◆ THE EXERCISE ◆
Check each line of the data below for the word "styles", then extract the ones that have it.

++++++++++++++++++++

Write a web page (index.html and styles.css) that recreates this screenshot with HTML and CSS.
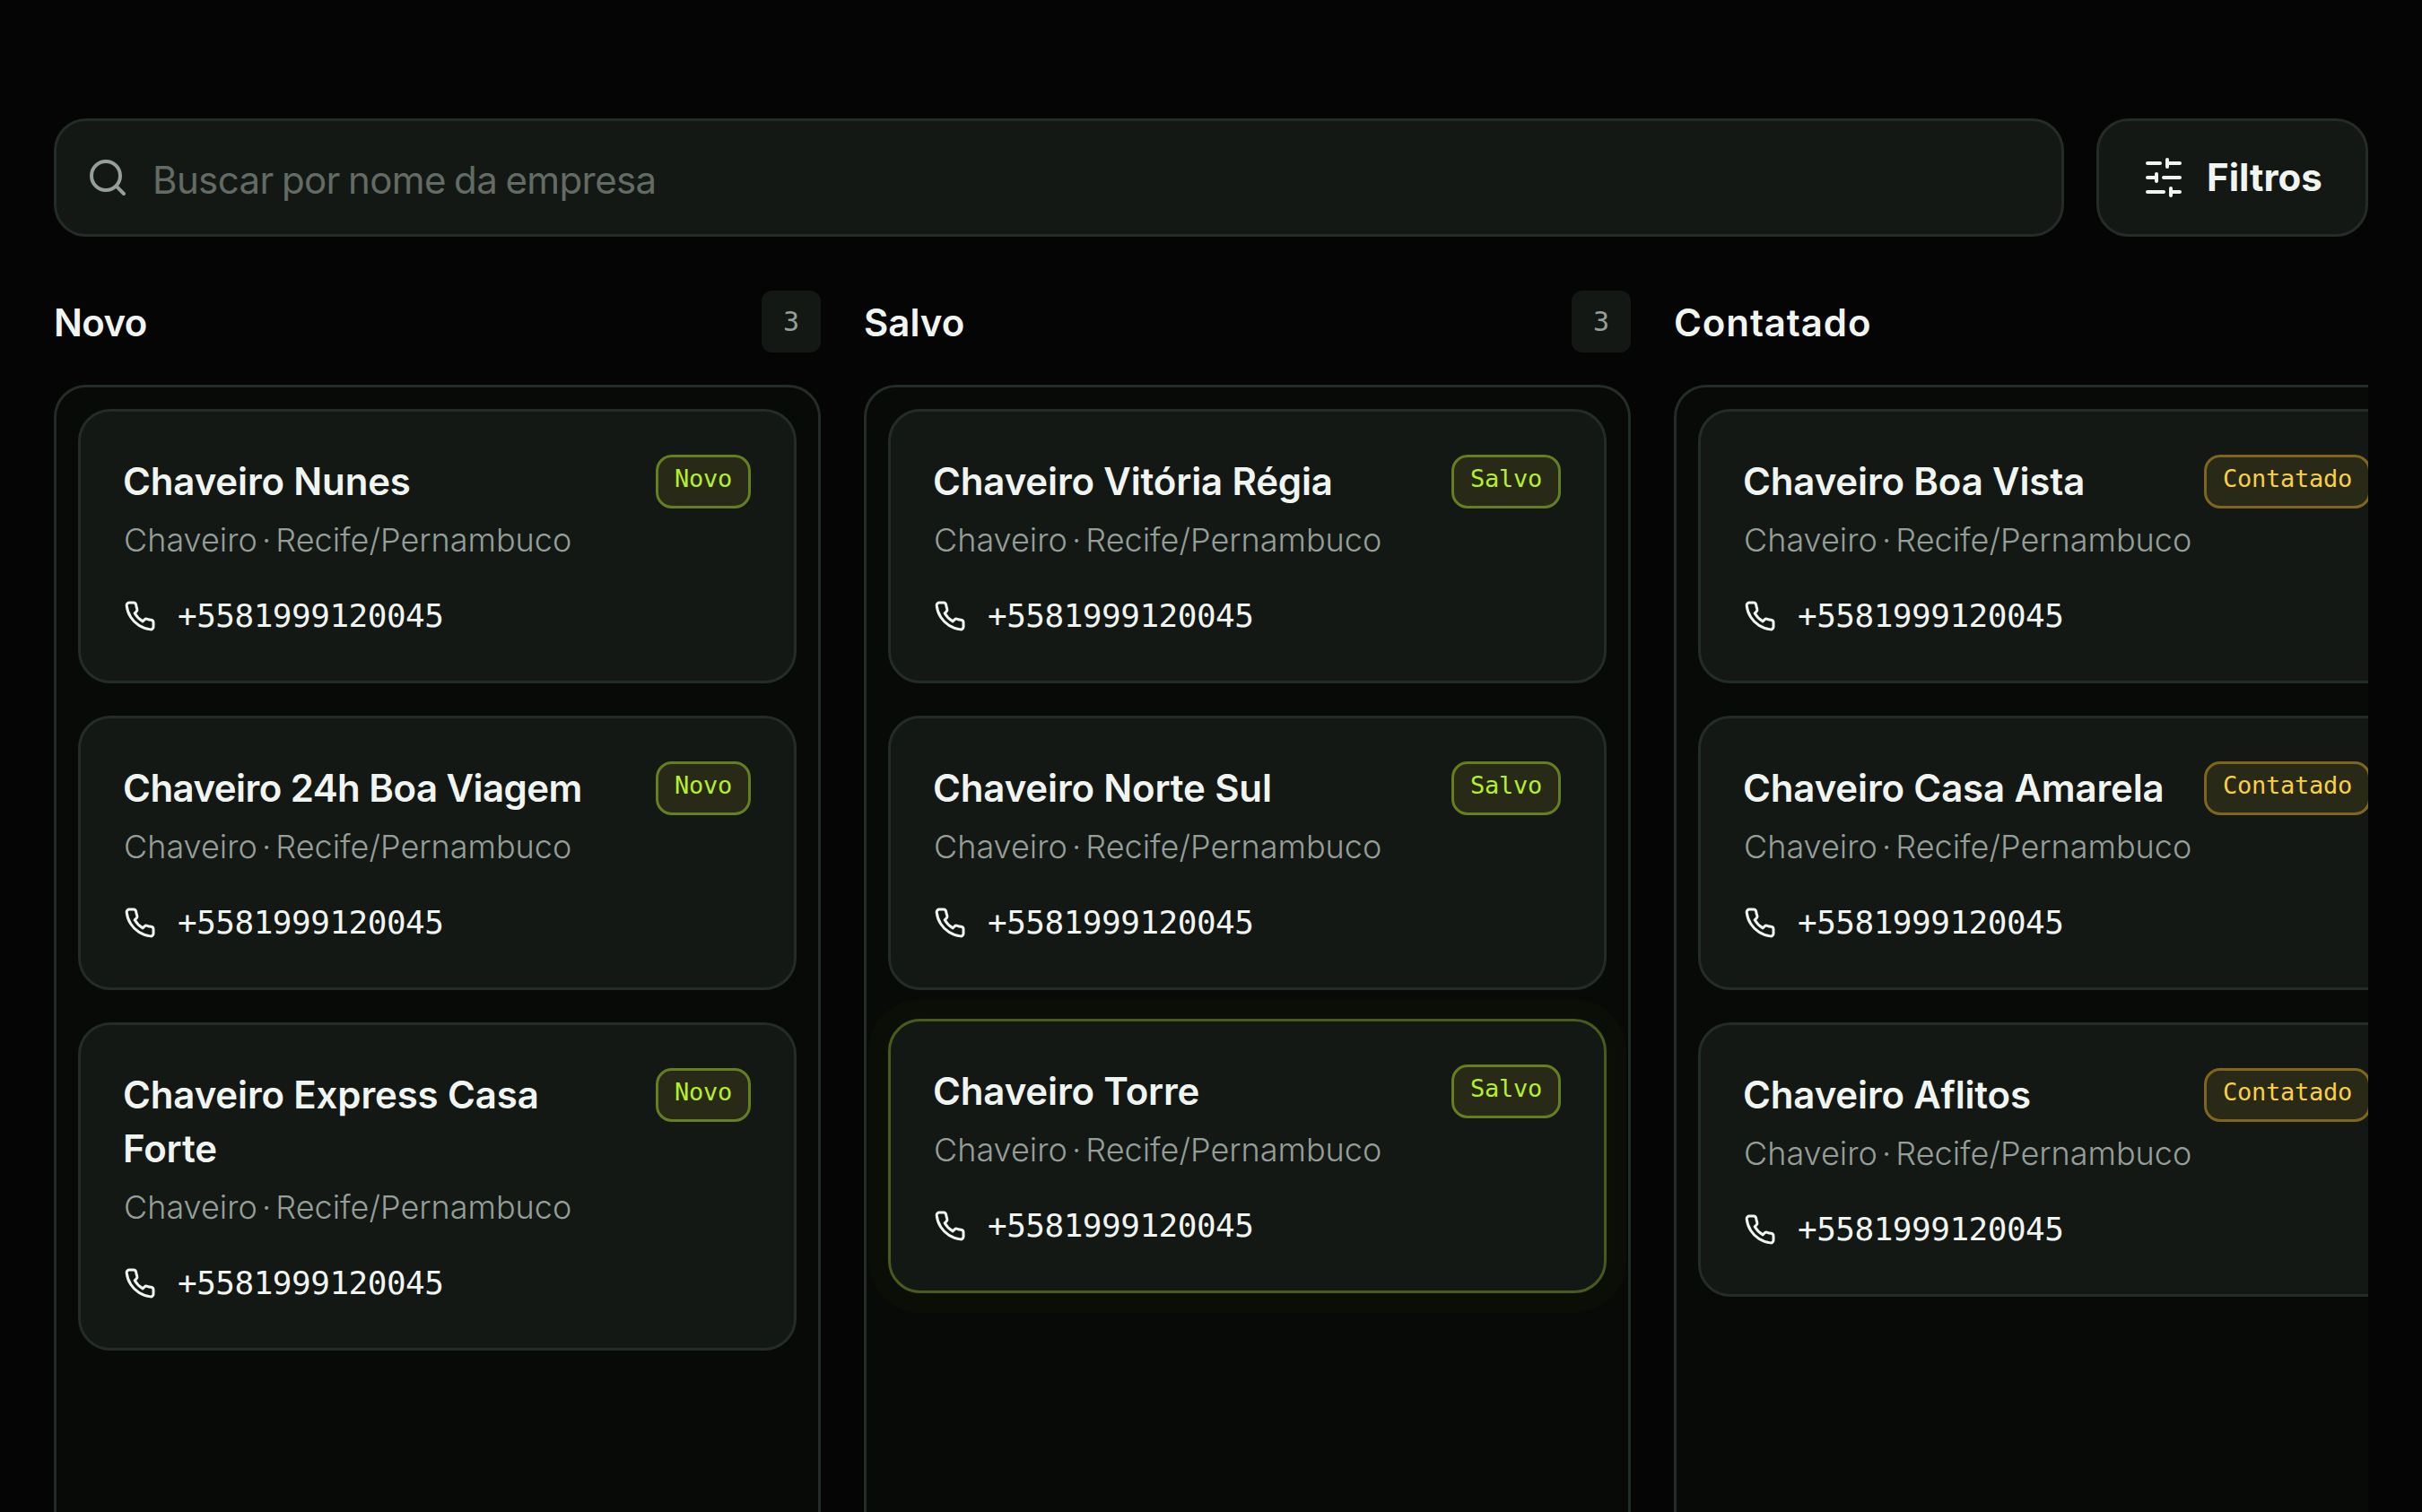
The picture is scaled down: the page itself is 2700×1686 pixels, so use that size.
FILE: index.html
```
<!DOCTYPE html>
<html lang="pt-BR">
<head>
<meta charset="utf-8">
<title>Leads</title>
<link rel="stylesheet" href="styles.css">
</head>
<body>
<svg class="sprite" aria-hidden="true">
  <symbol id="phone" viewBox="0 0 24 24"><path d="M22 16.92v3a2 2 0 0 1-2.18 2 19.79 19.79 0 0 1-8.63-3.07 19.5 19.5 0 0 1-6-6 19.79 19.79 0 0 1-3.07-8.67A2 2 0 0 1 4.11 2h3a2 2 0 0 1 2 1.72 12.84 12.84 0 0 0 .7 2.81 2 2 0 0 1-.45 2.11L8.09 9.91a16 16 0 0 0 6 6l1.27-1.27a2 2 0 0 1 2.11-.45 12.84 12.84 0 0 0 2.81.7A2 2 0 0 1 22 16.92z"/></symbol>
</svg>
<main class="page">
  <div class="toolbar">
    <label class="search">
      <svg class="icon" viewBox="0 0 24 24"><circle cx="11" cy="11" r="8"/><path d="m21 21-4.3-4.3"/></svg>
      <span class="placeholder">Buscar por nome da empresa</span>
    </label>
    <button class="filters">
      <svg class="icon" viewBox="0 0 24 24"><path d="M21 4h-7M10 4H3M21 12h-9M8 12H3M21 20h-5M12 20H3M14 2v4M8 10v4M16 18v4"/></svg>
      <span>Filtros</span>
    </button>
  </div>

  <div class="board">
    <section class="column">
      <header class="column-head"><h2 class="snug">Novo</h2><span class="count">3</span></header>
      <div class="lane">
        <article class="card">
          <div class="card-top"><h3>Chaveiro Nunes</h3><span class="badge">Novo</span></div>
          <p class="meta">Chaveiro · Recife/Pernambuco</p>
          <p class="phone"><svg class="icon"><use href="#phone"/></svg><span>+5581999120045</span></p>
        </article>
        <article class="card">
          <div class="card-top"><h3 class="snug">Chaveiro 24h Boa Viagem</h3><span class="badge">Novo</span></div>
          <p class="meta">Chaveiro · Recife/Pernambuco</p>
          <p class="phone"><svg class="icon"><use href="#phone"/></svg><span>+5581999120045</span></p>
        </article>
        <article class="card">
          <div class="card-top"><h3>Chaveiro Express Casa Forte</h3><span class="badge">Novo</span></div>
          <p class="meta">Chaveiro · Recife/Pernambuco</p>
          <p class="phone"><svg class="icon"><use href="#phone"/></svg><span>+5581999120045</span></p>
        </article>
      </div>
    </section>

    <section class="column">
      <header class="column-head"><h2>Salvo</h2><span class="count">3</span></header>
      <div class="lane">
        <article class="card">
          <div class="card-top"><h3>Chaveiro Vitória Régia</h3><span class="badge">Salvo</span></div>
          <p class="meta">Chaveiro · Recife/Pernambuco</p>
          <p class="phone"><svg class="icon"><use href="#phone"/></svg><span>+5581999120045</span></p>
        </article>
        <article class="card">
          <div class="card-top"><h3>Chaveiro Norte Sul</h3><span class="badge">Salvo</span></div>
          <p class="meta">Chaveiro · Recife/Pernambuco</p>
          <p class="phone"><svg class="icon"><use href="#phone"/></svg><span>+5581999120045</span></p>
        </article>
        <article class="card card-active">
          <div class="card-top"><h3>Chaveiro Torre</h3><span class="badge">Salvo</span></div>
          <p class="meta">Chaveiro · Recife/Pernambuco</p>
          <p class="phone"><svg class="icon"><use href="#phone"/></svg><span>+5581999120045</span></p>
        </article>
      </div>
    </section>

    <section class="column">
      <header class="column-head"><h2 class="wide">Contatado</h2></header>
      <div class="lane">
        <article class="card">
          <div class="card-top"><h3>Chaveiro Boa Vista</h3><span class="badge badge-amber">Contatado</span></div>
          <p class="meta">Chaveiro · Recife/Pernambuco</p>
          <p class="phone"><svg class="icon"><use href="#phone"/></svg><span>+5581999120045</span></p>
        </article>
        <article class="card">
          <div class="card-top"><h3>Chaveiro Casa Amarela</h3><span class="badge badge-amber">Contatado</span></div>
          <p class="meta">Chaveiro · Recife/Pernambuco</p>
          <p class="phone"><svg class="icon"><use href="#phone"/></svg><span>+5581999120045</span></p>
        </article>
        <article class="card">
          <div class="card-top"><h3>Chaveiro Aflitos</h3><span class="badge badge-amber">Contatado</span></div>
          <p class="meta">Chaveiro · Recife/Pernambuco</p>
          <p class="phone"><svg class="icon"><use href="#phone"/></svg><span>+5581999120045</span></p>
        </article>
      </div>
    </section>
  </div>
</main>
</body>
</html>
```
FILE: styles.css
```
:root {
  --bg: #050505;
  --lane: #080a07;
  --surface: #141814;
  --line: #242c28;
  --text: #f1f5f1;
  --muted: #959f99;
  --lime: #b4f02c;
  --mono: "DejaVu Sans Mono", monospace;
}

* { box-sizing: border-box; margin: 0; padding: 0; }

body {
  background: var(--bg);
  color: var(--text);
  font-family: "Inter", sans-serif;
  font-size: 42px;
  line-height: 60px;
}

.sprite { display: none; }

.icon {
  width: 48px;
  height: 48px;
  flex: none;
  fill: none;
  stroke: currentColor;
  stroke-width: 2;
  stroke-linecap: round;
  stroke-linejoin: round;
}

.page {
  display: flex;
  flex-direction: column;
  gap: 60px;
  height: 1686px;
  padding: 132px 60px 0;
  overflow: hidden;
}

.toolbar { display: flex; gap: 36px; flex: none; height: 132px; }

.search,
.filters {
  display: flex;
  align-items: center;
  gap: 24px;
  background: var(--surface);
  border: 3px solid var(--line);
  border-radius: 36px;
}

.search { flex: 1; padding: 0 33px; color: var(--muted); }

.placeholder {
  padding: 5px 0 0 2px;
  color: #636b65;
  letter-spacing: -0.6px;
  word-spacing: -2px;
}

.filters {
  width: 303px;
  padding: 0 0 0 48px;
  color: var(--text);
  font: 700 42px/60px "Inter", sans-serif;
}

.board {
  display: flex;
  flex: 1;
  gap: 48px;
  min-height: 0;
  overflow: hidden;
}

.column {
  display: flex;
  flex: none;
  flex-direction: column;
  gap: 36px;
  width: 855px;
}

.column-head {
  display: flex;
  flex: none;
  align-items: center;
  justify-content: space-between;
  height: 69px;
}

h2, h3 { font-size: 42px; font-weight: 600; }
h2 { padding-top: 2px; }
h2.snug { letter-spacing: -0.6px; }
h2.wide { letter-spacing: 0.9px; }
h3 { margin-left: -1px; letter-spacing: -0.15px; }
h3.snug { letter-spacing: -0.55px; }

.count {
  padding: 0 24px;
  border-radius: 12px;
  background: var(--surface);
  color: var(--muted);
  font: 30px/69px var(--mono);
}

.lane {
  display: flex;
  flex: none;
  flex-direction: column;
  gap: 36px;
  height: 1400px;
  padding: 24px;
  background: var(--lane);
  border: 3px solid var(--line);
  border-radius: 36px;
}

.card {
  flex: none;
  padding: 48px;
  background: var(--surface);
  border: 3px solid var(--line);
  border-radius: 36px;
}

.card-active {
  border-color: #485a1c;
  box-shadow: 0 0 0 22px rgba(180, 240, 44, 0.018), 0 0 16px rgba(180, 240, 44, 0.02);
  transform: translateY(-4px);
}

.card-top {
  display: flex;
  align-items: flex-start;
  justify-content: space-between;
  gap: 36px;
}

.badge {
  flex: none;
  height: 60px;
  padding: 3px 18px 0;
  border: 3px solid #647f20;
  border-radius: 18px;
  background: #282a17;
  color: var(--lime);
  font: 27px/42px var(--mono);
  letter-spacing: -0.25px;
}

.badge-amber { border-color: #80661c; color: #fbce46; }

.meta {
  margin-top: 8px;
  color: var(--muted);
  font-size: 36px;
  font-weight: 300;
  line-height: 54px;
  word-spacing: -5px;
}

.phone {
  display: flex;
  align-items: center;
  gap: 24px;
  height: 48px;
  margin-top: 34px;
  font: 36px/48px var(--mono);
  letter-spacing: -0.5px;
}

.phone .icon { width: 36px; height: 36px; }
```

++++++++++++++++++++

◆ OUTPUT ◆
Write a web page (index.html and styles.css) that recreates this screenshot with HTML and CSS.
<link rel="stylesheet" href="styles.css">
FILE: styles.css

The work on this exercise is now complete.